Réactionnaire

Le réactionnaire est celui qui prône un antimodernisme opposant la transcendance à l'athéisme, la hiérarchie à l'égalitarisme, l'aristocratie à la démocratie, l'expérience à l'abstraction, les hommes particuliers à l'humanité en général, la tradition au progrès.

Ces mots de Baudelaire illustrent parfaitement bien l'esprit réactionnaire: « La mécanique nous aura tellement américanisés, le progrès aura si bien atrophié en nous la partie spirituelle, que rien parmi les rêveries sanguinaires, sacrilèges ou antinaturelles des utopistes ne pourra être comparé à ses résultats positifs. Je demande à tout homme qui pense de me montrer ce qui subsiste de la vie (1). » Ce n'est pas un nihilisme destructeur qui sous-tend ces paroles, mais l'angoisse d'assister au crépuscule de la civilisation, et l'espérance de trouver, malgré tout et en toute chose, une parcelle d'éternité.

En France, où ces questions ont plus d'importance dans la définition des enjeux sociaux et politiques qu'ailleurs dans la francophonie, au Québec par exemple, Chateaubriand représente le pôle réactionnaire et Victor Hugo le pôle révolutionnaire et progressiste. Alors que ce dernier évoque le navire du progrès « qui va à l'avenir divin et pur, à la vertu, à la science qu'on voit luire, à la mort des fléaux »,Chateaubriand déplore cette folie du moment: « La folie du moment est d'arriver à l'unité des peuples et de ne faire qu'un seul Homme de l'espèce entière, soit ; mais parmi tous ces êtres blancs, jaunes, noirs, réputés vos compatriotes, vous ne pourriez vous jeter au cou d'un frère. »


Note

1. CHARLES BAUDELAIRE, Fusées, dans Écrits intimes.
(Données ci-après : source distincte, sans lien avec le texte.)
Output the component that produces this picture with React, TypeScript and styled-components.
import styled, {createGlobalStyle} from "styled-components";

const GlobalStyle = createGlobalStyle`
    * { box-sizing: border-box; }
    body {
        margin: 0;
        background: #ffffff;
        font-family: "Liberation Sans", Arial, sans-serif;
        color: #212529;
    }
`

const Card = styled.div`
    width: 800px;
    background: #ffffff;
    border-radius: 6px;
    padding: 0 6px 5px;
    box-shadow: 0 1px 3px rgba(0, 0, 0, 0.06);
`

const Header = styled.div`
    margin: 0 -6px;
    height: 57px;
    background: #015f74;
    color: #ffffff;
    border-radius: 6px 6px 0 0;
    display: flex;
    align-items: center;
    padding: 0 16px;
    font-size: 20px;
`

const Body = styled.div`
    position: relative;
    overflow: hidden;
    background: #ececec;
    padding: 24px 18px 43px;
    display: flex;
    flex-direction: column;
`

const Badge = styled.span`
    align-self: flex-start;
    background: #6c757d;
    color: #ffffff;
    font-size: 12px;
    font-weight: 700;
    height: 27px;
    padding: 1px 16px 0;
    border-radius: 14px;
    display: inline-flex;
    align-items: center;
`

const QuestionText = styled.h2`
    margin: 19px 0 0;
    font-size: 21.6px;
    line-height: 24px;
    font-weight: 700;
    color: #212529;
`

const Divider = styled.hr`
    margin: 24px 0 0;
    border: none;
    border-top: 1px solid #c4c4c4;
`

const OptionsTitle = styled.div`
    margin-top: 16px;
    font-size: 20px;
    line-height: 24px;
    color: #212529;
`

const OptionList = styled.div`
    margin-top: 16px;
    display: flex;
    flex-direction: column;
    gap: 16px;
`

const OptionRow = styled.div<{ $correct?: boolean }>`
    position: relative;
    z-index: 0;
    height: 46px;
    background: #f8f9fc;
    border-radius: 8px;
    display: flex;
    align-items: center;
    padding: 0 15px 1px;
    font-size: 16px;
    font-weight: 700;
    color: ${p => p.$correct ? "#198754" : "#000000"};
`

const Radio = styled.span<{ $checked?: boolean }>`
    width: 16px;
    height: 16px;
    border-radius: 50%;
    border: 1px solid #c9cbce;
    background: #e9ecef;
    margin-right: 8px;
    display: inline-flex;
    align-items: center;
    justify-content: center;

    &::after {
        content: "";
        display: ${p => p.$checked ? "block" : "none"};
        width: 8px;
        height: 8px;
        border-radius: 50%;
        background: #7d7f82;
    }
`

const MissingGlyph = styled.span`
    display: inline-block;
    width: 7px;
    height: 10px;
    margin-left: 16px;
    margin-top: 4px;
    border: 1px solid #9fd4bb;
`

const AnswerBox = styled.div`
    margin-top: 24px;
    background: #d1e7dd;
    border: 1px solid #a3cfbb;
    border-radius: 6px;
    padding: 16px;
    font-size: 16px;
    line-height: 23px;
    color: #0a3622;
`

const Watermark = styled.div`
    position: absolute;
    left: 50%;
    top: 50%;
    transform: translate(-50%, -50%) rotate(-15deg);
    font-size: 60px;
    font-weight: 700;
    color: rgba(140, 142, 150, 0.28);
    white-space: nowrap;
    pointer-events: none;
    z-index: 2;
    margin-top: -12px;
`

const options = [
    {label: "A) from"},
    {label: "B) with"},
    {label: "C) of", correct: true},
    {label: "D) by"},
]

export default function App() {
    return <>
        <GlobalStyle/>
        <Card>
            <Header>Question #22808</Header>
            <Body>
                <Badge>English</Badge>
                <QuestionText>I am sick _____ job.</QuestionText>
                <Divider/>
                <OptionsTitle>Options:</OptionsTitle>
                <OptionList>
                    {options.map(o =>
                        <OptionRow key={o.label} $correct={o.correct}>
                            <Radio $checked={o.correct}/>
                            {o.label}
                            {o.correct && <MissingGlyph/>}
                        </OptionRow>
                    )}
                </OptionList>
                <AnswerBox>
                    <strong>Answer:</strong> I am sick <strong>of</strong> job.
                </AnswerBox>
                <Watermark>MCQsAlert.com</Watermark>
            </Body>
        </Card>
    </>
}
Texte établi par Jacques Crépet. Introduction par Jean-Paul Sartre. [Paris], Les Éditions du Point du Jour, 1946, pp. 28-29. Coll. « Incidences » # 4.

Essentiel

« Pour le réactionnaire, réagir n'est pas tomber dans un passé mort, mais s'arracher à une maladie qui tue. »

NICOLÁS GÓMEZ DÁVILA, Les horreurs de la démocratie, Monaco, Éditions du Rocher, 2003, p. 244.

Enjeux

Dans le lexique de la modernité, le terme réactionnaire est une insulte. C'est même l'insulte suprême, mais aussi l'insulte la plus courante et la plus galvaudée. Un symptôme de la psychose antiréactionnaire ambiante fut la parution, en 2002, d'un ouvrage de Daniel Lindenberg intitulé Le rappel à l'ordre: enquête sur les nouveaux réactionnaires. Dans cet essai, l'auteur qualifie de réactionnaire tout penseur qui ose critiquer, plus ou moins sévèrement, un aspect ou l'autre de la modernité. Des gens aussi différents que Philippe Muray, Marcel Gauchet, Luc Ferry, Alain Finkielkraut, Régis Debray, Maurice G. Dantec et François Ricard se sont ainsi retrouvés au banc des accusés. Ces auteurs seraient, selon Lindenberg, les « nouveaux réacs »: la France (et le monde) devrait craindre les écarts de pensée de ce contingent d'écrivains subversifs. Dépourvue de toute rigueur et de toute finesse, la démarche de Lindenberg n'éclaire en rien la compréhension de la pensée réactionnaire: elle ne parvient qu'à l'obscurcir, tout en nous informant qu'il se trouve encore des intellectuels pressés qui préfèrent l'étiquetage inconsidéré à la réflexion articulée.

Le réactionnaire n'est pas celui qui critique un aspect ou l'autre du monde moderne (comme se l'imaginent Lindenberg et ses émules nord-américains), mais celui qui refuse les postulats philosophiques de la modernité. Le réactionnaire est celui qui attaque la modernité dans sa substance même.